HUNTSVILLE, Texas (AP) Attorneys asked the U.S. Supreme Court to block the scheduled Wednesday evening execution of a Texas woman convicted of the starvation and torture death of her girlfriend's 9-year-old son a decade ago.
Lisa Coleman, 38, would be the ninth convicted killer and second woman to receive lethal injection in Texas this year. Nationally, she would be only the 15th woman executed since the Supreme Court in 1976 allowed the death penalty to resume. During that same time, nearly 1,400 men have been executed.
Coleman was condemned for the death of Davontae Williams, whose emaciated body was found in July 2004 at the apartment Coleman shared with his mother, Marcella Williams.

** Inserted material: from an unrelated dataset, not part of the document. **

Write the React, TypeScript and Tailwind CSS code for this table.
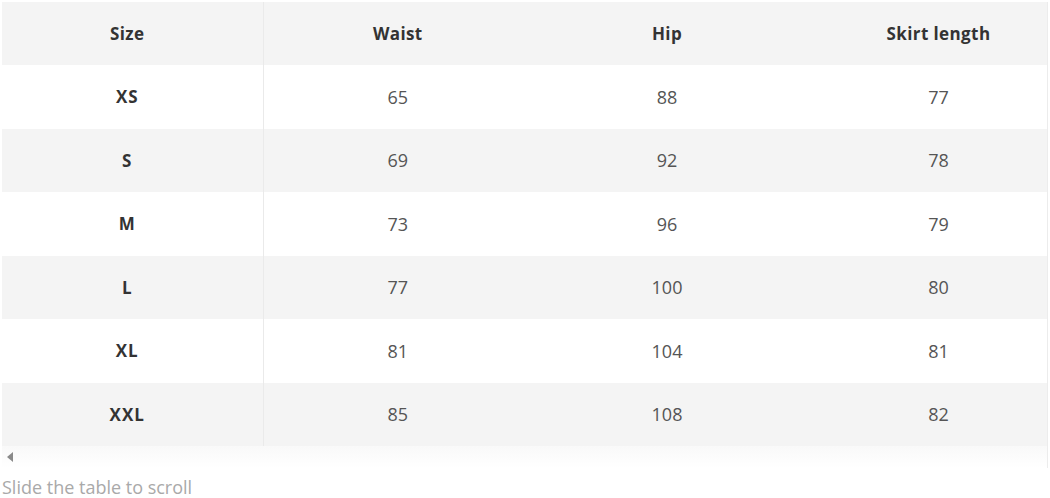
const rows = [
  ["XS", "65", "88", "77"],
  ["S", "69", "92", "78"],
  ["M", "73", "96", "79"],
  ["L", "77", "100", "80"],
  ["XL", "81", "104", "81"],
  ["XXL", "85", "108", "82"],
];

export default function App() {
  return (
    <div className="h-[498px] w-[1050px] bg-white pl-[2px] pt-[2px] font-['Open_Sans',sans-serif]">
      <div className="w-[1046px] overflow-hidden border-r border-[#ececec]">
        <table className="w-[1073px] table-fixed border-collapse">
          <colgroup>
            <col className="w-[261px]" />
            <col className="w-[269px]" />
            <col className="w-[270px]" />
            <col className="w-[273px]" />
          </colgroup>
          <thead>
            <tr className="h-[63px] bg-[#f4f4f4] text-[17px] font-bold tracking-[0.4px] text-[#333]">
              <th className="border-r border-[#eaeaea] pr-[10px] text-center">Size</th>
              <th className="text-center">Waist</th>
              <th className="text-center">Hip</th>
              <th className="text-center">Skirt length</th>
            </tr>
          </thead>
          <tbody>
            {rows.map((r, i) => (
              <tr
                key={r[0]}
                className={i % 2 === 0 ? "h-[64px] bg-white" : "h-[63px] bg-[#f4f4f4]"}
              >
                <td className="border-r border-[#eaeaea] pr-[10px] text-center text-[17px] font-bold tracking-[1px] text-[#333]">
                  {r[0]}
                </td>
                <td className="text-center text-[18px] text-[#555]">{r[1]}</td>
                <td className="text-center text-[18px] text-[#555]">{r[2]}</td>
                <td className="text-center text-[18px] text-[#555]">{r[3]}</td>
              </tr>
            ))}
          </tbody>
        </table>
        <div className="flex h-[22px] items-center bg-gradient-to-b from-[#f9f9f9] to-white pl-[4px]">
          <svg width="8" height="10" viewBox="0 0 8 10">
            <path d="M7 0 L1 5 L7 10 Z" fill="#8a8a8a" />
          </svg>
        </div>
      </div>
      <div className="pt-[8px] text-[18px] leading-[22px] text-[#a9a9a9]">Slide the table to scroll</div>
    </div>
  );
}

Paramedics who found him dead said they were shocked to learn his age. He weighed 36 pounds, about half that of a normal 9-year-old. He had more than 250 injuries, including ligature marks to his arms, hands, feet and genitals, burns from cigarettes or cigars, and that his growth had stopped because of a lack of food.

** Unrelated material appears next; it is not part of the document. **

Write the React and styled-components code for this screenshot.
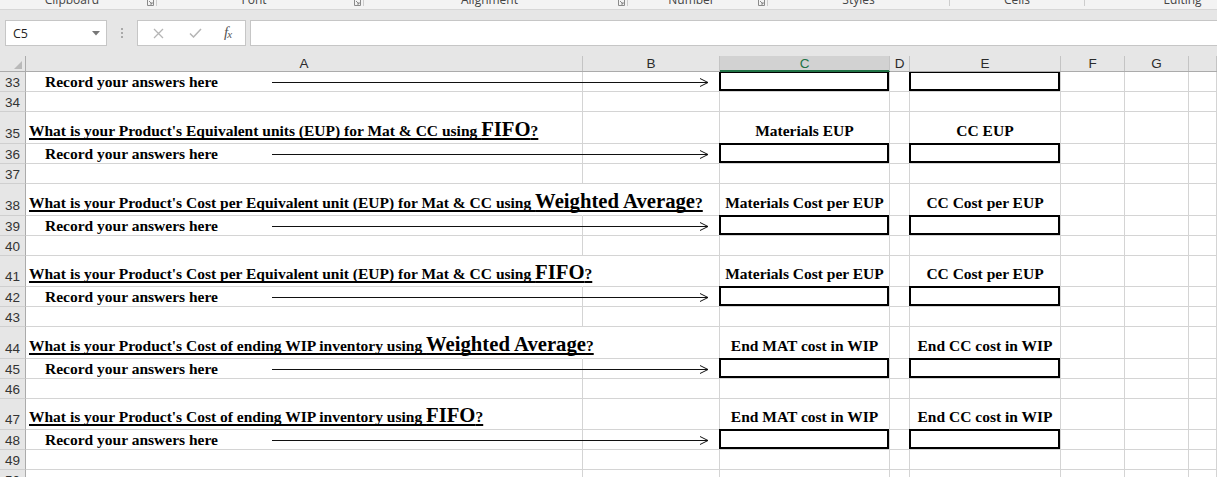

'There was not an inch on his body that not been bruised or scarred or injured,' said Dixie Bersano, one of Coleman's trial prosecutors.
After a jury in 2006 convicted and sent Coleman to death row, Williams took a plea bargain and accepted a life prison sentence. Now 33, she's not eligible for parole until 2044.
Coleman's lawyer, John Stickels, argued to the high court that while the child's hands were tied with clothesline at various times, it was 'mostly a misguided means of discipline' used by both women. The aggravated factor of kidnapping, which made the charge against Coleman a capital murder case, was incorrect, making the jury's conviction on that charge also incorrect, Stickels contended.
'The position of Lisa Coleman is that she is not guilty of a capital crime as required by Texas law and should not be executed,' he told the justices.
He also contended Coleman's trial lawyers were ineffective for not contesting the kidnap element and that lower appeals courts were wrong for rejecting the claim.
'She raises no new claims,' Jefferson Clendenin, an assistant Texas attorney general, told the justices. 'In short, Coleman's arguments do not have any merit, and there are no grounds for this court to revisit its adjudication of Coleman's claims.'
At her trial, Coleman's lawyers said the boy's death at the apartment was an accident. They said he may have had mental health issues that made him difficult to handle and Coleman and Williams didn't know how to deal with him in a positive manner.
Evidence showed child welfare officials repeatedly investigated the couple, and in 1999 removed Davontae and a younger sister and placed them in foster care after finding Coleman abused them. The children were returned in 2001 but authorities would lose track the family because Williams kept moving to evade them, fearing the children would be taken away again.
One of Williams' two daughters, then 6, testified at Coleman's trial she'd been spanked with a belt, a hanger and an extension cord, and told of Coleman tying up her brother with an extension cord. DNA evidence also suggested Coleman struck the boy with a golf club.